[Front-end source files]
╔══

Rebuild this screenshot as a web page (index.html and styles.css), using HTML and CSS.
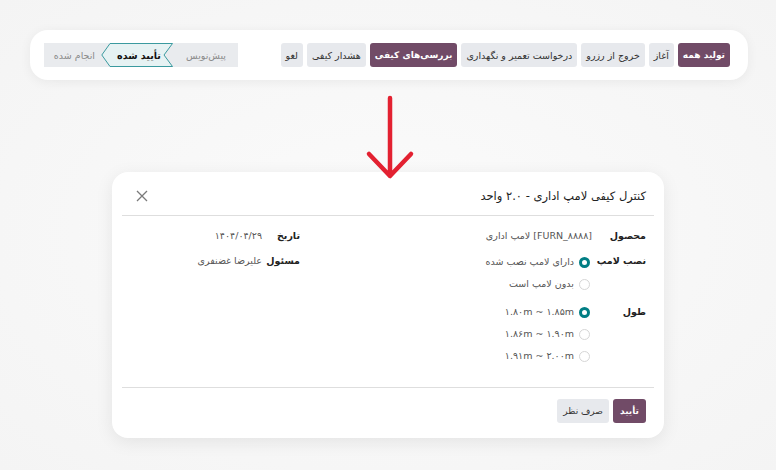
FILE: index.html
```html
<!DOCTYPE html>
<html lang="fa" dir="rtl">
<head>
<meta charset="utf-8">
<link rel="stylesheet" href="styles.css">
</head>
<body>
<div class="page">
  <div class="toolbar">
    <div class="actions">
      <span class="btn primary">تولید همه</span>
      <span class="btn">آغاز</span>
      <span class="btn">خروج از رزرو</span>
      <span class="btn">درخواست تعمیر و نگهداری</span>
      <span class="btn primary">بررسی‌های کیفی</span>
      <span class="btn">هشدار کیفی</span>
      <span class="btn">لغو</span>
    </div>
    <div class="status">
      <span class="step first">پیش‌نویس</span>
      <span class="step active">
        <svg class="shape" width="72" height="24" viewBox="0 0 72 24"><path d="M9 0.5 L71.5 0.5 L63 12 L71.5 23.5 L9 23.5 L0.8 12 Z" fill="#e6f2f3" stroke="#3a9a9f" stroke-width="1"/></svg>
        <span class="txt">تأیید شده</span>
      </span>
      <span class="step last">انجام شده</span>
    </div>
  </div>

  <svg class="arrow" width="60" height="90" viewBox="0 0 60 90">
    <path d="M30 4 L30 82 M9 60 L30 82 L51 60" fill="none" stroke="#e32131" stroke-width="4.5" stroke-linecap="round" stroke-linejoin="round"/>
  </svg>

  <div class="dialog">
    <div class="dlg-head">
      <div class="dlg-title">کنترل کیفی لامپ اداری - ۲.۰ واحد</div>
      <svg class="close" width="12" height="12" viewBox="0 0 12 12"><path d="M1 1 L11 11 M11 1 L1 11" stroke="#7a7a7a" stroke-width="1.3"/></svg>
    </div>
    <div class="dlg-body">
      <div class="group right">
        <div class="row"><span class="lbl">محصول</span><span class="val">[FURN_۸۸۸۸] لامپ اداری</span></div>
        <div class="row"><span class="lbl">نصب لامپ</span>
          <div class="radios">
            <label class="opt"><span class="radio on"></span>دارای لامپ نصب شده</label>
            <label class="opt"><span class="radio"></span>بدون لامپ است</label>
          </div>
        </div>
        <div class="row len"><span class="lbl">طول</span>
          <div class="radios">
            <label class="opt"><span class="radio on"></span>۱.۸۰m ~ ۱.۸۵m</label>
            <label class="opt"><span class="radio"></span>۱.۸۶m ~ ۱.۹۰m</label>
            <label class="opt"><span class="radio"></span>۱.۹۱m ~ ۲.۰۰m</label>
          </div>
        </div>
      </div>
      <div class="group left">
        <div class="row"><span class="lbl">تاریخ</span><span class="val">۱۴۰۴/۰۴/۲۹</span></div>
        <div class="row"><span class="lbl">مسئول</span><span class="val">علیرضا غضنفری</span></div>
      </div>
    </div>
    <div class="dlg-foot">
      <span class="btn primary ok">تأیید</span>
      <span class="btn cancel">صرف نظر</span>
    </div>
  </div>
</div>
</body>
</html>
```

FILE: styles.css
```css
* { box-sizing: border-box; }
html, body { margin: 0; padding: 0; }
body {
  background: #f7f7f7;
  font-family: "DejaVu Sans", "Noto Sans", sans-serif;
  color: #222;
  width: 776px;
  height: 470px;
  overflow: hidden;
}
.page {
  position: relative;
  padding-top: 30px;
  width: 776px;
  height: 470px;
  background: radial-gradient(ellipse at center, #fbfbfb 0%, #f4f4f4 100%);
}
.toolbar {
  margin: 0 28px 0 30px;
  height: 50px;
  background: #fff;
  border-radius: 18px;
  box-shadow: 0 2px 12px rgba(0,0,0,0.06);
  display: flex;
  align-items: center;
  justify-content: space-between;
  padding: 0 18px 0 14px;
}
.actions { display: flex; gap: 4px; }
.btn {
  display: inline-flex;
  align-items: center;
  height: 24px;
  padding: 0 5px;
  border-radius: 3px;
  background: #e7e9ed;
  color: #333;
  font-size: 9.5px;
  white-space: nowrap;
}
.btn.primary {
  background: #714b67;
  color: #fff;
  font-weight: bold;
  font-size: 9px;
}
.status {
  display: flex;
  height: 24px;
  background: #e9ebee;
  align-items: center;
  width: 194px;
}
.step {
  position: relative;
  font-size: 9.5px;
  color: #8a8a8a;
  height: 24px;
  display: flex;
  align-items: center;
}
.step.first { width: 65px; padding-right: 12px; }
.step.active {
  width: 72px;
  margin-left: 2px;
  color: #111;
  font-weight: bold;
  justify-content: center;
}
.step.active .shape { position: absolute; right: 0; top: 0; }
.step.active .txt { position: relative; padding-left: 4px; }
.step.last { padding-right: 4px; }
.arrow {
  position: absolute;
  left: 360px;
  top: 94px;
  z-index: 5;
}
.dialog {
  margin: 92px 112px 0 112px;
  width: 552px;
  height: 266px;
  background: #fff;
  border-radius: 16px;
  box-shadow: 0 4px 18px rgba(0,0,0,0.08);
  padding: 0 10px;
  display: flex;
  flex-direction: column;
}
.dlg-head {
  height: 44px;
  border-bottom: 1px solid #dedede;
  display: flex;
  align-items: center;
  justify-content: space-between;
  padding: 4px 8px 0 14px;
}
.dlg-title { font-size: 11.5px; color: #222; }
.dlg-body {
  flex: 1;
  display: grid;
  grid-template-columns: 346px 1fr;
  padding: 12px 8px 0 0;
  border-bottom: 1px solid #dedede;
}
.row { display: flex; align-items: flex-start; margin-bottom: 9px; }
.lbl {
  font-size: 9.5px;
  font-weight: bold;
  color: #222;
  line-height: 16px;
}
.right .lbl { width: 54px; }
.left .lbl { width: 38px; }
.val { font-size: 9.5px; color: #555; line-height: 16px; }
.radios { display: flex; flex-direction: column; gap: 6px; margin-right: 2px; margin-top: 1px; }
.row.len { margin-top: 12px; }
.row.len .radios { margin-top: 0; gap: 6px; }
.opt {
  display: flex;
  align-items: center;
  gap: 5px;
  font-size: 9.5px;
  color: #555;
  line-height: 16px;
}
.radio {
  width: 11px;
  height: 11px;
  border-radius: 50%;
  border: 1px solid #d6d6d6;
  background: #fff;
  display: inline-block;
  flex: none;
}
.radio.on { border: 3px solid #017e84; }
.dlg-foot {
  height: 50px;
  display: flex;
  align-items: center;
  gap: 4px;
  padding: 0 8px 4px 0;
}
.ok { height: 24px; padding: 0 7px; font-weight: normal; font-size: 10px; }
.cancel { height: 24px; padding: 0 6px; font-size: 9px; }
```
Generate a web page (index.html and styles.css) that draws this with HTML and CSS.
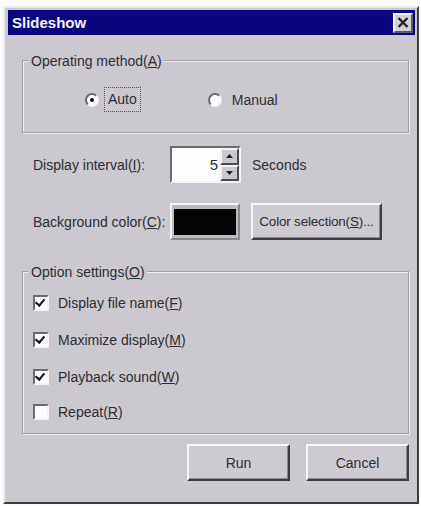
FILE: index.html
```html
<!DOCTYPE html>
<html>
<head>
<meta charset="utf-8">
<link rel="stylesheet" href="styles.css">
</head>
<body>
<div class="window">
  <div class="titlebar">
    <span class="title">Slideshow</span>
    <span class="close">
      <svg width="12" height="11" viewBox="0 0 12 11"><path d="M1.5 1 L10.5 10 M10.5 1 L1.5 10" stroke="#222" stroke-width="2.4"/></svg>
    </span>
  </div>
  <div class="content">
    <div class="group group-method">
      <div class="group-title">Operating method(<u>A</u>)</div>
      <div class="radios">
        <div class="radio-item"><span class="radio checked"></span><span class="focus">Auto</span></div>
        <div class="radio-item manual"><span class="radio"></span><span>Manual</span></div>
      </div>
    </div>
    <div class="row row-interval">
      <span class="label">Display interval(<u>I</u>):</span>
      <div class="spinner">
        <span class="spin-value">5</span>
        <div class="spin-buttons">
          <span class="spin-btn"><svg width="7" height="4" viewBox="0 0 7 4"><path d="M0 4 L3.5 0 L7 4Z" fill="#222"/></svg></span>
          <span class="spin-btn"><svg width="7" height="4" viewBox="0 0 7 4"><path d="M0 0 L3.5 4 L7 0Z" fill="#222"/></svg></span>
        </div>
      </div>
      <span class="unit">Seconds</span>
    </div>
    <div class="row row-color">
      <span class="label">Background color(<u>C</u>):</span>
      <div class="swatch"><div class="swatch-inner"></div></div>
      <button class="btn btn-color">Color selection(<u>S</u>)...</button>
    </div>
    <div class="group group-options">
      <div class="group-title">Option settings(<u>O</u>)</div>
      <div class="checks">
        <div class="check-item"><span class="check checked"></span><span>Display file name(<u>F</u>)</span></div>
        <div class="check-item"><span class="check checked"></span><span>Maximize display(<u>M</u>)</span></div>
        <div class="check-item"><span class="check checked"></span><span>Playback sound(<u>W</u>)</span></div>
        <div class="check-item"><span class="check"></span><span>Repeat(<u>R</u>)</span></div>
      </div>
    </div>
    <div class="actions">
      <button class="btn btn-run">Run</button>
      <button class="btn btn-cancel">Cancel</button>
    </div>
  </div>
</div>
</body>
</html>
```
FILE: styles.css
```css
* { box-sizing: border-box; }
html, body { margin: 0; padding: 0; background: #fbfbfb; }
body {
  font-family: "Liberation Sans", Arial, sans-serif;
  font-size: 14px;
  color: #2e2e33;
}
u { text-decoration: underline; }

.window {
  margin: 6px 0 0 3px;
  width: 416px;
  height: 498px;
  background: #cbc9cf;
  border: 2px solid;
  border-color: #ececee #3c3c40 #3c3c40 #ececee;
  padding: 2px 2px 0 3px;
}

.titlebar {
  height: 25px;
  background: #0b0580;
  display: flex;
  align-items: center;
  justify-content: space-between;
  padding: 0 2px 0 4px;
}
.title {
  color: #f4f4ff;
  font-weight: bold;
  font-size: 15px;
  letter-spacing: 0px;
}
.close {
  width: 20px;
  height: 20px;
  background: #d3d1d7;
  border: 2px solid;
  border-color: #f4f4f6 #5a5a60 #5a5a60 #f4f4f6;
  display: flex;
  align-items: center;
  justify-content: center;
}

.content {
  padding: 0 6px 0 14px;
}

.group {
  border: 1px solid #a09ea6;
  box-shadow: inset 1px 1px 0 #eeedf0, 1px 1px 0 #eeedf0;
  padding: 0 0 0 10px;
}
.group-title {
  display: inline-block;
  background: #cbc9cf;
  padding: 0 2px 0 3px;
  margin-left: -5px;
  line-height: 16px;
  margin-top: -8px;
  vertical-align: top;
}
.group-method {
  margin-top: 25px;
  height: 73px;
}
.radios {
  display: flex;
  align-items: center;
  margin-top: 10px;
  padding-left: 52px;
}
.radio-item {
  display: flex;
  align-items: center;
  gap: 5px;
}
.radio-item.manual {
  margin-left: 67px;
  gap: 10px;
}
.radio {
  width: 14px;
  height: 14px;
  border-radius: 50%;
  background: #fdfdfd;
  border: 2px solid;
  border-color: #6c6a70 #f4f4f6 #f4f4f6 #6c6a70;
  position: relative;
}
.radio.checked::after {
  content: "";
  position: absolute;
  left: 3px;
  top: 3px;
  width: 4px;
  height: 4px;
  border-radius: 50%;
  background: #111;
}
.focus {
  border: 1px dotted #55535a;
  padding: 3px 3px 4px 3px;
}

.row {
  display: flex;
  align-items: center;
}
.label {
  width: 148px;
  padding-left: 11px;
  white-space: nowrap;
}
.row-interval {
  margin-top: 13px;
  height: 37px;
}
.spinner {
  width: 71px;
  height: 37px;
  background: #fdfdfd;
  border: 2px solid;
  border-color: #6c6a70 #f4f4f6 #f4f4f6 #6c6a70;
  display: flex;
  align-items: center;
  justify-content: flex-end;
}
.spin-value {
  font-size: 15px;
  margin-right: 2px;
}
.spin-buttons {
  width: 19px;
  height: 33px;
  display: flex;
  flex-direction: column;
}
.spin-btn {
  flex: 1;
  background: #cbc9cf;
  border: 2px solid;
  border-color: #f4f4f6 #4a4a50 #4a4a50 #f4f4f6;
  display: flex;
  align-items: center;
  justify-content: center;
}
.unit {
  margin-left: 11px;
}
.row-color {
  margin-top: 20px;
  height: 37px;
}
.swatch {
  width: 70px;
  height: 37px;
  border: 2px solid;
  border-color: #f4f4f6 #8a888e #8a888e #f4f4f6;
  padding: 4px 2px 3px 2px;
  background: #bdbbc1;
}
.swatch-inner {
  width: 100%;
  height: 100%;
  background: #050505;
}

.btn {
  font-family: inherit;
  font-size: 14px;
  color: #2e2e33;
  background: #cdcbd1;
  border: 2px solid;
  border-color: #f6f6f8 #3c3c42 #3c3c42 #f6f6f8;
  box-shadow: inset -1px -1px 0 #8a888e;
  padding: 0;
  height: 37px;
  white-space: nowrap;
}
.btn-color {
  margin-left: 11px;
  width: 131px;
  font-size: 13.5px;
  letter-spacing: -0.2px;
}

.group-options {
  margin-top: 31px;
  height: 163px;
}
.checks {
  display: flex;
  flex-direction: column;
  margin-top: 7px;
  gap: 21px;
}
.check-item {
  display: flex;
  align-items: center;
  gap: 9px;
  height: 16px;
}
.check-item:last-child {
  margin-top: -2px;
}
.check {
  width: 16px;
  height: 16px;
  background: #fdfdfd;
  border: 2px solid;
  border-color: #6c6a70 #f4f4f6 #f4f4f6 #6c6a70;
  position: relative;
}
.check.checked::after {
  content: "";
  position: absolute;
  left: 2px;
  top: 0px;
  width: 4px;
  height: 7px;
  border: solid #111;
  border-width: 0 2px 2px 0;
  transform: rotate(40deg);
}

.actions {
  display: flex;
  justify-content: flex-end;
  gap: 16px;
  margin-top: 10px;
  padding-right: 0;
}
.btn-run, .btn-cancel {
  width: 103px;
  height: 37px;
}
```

╚══

From the data above, show each line that contains "index".

Rebuild this screenshot as a web page (index.html and styles.css), using HTML and CSS.
FILE: index.html
  z-index: 5;
Generate a web page (index.html and styles.css) that draws this with HTML and CSS.
FILE: index.html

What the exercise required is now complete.